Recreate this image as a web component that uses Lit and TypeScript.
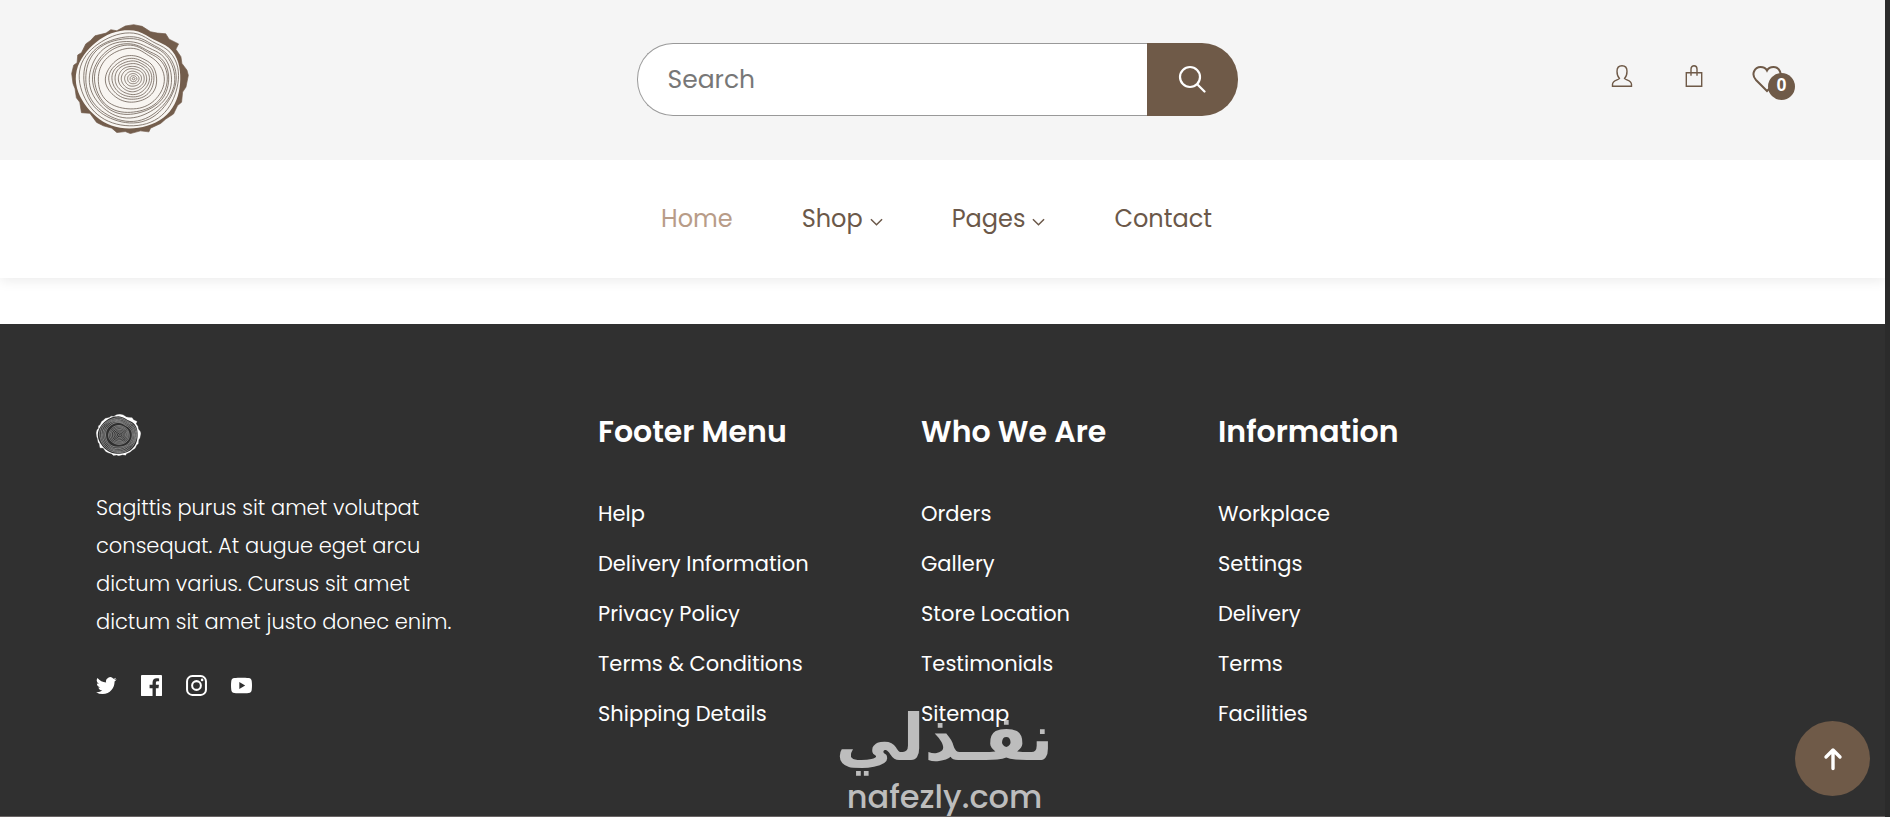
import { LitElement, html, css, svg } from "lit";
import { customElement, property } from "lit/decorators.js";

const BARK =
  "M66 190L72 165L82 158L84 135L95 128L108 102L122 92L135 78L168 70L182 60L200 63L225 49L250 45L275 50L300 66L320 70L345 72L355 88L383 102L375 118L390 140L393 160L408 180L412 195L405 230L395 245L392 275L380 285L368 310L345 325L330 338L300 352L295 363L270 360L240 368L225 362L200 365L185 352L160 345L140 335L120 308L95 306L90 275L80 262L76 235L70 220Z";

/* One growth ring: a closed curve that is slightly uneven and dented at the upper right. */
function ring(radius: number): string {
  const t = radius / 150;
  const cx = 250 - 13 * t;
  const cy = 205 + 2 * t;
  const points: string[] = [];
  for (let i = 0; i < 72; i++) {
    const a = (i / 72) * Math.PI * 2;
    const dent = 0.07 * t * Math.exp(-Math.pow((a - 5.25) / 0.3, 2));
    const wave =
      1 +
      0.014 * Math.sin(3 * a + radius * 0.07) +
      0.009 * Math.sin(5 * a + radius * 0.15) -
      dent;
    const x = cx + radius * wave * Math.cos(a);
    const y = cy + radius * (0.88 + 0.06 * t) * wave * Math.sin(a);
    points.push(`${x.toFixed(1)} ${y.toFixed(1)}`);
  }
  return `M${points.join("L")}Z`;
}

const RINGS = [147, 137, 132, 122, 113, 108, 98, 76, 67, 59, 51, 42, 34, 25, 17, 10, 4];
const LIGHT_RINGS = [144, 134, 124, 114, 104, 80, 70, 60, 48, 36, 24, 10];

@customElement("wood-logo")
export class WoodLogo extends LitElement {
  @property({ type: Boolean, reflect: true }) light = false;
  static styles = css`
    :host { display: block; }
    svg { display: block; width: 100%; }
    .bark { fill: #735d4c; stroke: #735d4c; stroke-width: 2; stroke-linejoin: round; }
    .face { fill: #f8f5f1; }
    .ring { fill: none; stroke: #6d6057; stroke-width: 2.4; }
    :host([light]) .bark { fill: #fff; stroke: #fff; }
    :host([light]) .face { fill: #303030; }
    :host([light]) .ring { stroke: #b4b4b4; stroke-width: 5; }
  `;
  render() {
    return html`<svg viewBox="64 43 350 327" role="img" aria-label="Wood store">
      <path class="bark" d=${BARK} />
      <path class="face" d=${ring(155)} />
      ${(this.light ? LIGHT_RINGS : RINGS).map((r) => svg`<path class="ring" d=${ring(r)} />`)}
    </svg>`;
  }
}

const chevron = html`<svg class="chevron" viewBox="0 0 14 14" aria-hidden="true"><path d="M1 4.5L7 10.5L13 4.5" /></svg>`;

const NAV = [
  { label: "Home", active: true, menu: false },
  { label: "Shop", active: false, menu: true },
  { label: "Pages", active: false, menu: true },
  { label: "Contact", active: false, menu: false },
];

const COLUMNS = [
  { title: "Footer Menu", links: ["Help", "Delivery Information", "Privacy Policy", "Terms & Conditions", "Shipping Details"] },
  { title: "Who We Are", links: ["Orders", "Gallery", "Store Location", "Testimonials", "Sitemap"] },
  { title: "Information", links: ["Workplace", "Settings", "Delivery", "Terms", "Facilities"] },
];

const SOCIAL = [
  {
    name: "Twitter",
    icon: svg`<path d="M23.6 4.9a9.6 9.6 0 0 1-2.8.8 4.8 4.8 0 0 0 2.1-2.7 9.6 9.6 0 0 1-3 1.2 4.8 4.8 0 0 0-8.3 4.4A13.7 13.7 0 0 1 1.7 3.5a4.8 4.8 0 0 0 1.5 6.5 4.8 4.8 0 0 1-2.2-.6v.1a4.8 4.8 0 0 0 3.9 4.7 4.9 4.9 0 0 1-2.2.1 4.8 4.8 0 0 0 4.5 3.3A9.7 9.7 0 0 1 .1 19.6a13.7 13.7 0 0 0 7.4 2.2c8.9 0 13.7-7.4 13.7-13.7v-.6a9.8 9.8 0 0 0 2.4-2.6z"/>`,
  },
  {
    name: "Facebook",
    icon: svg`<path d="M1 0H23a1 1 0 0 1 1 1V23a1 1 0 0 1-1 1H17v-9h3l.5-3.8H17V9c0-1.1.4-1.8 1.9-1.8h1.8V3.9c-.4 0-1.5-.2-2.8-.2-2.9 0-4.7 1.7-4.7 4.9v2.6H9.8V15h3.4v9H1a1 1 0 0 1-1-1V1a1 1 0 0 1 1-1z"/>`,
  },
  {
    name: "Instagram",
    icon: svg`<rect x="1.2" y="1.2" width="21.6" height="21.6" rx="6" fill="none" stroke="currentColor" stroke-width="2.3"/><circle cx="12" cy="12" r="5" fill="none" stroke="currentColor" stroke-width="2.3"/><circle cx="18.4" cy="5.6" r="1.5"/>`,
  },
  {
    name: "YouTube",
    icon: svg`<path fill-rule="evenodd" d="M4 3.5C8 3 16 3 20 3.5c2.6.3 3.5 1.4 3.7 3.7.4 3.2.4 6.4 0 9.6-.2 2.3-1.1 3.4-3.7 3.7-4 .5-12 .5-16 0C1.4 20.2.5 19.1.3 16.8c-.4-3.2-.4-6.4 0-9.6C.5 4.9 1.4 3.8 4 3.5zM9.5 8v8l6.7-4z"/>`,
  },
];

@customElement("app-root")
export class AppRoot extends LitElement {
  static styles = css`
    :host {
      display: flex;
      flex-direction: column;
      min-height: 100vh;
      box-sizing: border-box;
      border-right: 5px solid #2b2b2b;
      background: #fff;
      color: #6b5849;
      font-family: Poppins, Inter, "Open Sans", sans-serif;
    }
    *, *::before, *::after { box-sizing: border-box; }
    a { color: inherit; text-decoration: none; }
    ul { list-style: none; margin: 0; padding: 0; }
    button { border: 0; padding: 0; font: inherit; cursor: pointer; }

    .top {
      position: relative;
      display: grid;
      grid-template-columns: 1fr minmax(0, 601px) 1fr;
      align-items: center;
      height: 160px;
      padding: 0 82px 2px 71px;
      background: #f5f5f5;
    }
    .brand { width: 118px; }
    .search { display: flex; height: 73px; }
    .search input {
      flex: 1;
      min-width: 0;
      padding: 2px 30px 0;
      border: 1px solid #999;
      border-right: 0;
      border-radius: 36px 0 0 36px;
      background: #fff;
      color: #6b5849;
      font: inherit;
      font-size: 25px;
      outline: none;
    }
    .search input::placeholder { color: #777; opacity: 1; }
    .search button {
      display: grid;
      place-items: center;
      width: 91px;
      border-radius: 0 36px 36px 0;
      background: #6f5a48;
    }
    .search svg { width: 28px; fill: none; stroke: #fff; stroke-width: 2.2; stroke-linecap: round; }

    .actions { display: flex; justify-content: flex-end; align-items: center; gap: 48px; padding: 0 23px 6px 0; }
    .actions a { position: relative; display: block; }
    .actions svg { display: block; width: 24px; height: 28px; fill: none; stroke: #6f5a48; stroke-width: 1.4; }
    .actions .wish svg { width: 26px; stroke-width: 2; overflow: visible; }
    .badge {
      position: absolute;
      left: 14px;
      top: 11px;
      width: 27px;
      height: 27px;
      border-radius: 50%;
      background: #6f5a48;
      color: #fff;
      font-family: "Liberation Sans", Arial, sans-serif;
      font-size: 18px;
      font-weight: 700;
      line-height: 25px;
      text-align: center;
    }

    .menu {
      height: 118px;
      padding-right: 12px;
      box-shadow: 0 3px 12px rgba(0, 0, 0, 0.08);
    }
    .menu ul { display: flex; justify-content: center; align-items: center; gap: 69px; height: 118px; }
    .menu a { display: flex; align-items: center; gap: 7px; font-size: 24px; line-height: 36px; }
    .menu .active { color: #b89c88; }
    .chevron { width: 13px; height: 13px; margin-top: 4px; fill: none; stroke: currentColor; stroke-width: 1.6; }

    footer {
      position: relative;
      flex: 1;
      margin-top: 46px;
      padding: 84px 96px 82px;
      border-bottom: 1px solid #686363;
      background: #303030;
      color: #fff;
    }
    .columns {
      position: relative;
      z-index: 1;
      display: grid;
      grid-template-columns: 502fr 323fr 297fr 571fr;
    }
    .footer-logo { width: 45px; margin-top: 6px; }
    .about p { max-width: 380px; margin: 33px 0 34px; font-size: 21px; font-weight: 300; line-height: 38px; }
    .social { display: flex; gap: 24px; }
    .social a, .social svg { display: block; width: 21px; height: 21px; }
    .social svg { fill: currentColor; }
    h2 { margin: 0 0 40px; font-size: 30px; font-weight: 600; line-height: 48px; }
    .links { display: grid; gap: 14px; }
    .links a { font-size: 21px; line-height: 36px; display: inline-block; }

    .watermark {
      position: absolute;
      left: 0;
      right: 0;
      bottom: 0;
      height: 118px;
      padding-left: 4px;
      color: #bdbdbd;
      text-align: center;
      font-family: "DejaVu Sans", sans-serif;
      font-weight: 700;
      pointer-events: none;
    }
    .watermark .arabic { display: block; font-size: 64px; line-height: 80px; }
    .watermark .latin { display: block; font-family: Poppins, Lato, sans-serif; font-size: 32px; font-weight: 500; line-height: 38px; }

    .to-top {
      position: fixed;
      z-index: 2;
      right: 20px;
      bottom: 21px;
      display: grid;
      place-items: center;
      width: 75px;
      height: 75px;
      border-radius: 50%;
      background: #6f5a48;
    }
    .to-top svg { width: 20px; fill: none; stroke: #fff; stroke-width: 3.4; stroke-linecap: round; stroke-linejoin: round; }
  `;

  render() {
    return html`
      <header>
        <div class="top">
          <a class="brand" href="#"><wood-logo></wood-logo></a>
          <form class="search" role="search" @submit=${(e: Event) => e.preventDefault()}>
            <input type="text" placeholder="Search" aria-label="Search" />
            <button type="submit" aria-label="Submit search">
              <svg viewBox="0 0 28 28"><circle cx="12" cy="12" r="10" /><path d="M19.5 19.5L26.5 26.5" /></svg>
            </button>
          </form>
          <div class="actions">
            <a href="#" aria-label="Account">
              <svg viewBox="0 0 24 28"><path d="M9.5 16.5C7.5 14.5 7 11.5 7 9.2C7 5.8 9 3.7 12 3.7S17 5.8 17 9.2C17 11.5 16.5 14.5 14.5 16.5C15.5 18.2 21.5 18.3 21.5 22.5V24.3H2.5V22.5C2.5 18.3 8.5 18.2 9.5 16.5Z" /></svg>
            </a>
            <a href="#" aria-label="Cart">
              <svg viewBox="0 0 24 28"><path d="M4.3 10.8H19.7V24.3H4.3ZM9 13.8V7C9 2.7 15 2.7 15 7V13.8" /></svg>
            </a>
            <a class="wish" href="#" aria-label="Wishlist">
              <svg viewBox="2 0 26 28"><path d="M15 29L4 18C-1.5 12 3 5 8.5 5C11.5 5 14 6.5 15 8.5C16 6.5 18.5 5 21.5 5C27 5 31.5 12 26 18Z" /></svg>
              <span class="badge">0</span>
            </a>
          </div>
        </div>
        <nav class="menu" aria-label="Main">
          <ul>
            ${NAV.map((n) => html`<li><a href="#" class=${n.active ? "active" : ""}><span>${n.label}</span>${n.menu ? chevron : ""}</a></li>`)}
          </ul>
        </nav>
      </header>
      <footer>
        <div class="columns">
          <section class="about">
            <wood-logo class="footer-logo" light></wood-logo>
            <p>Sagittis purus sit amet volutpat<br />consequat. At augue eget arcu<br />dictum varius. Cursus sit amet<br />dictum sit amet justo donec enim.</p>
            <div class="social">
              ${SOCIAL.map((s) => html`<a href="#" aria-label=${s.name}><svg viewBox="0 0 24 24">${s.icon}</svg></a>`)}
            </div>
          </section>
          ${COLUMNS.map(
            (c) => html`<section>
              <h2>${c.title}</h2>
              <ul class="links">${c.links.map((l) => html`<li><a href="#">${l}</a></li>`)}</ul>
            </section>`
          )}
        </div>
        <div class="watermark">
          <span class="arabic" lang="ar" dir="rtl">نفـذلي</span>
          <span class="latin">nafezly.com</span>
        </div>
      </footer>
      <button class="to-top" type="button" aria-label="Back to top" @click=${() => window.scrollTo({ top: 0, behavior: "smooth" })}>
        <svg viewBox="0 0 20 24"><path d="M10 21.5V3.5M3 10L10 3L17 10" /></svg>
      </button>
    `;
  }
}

---

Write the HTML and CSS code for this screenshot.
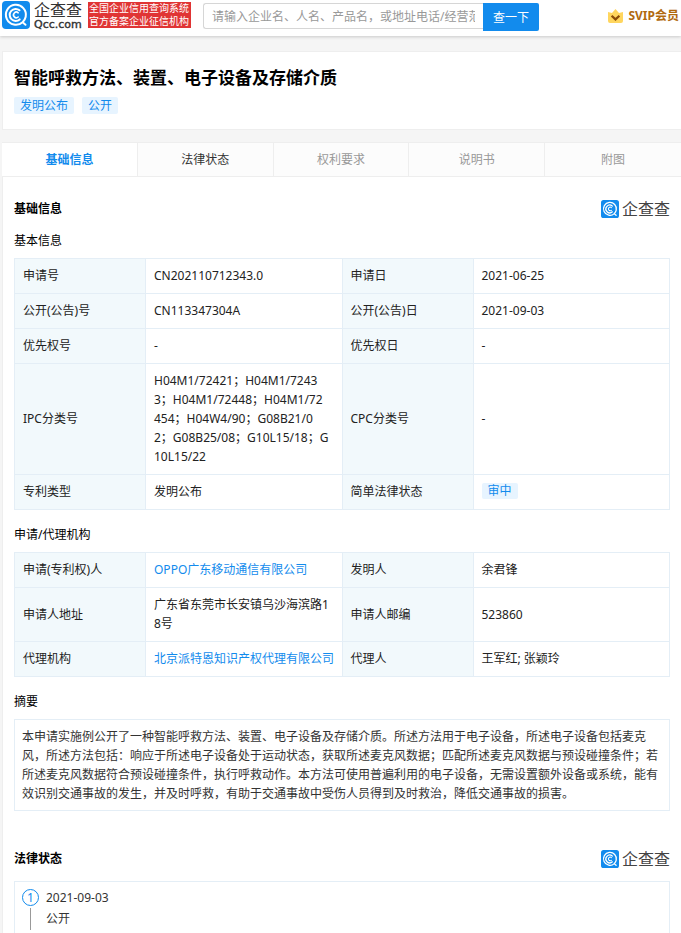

*Written task*:
Copy the lines above exactly, starting with the line that contains "Recreate this image" and ending with the line that contains "36, 24, 10];", and leave out any pictures.

*Result*:
Recreate this image as a web component that uses Lit and TypeScript.
import { LitElement, html, css, svg } from "lit";
import { customElement, property } from "lit/decorators.js";

const BARK =
  "M66 190L72 165L82 158L84 135L95 128L108 102L122 92L135 78L168 70L182 60L200 63L225 49L250 45L275 50L300 66L320 70L345 72L355 88L383 102L375 118L390 140L393 160L408 180L412 195L405 230L395 245L392 275L380 285L368 310L345 325L330 338L300 352L295 363L270 360L240 368L225 362L200 365L185 352L160 345L140 335L120 308L95 306L90 275L80 262L76 235L70 220Z";

/* One growth ring: a closed curve that is slightly uneven and dented at the upper right. */
function ring(radius: number): string {
  const t = radius / 150;
  const cx = 250 - 13 * t;
  const cy = 205 + 2 * t;
  const points: string[] = [];
  for (let i = 0; i < 72; i++) {
    const a = (i / 72) * Math.PI * 2;
    const dent = 0.07 * t * Math.exp(-Math.pow((a - 5.25) / 0.3, 2));
    const wave =
      1 +
      0.014 * Math.sin(3 * a + radius * 0.07) +
      0.009 * Math.sin(5 * a + radius * 0.15) -
      dent;
    const x = cx + radius * wave * Math.cos(a);
    const y = cy + radius * (0.88 + 0.06 * t) * wave * Math.sin(a);
    points.push(`${x.toFixed(1)} ${y.toFixed(1)}`);
  }
  return `M${points.join("L")}Z`;
}

const RINGS = [147, 137, 132, 122, 113, 108, 98, 76, 67, 59, 51, 42, 34, 25, 17, 10, 4];
const LIGHT_RINGS = [144, 134, 124, 114, 104, 80, 70, 60, 48, 36, 24, 10];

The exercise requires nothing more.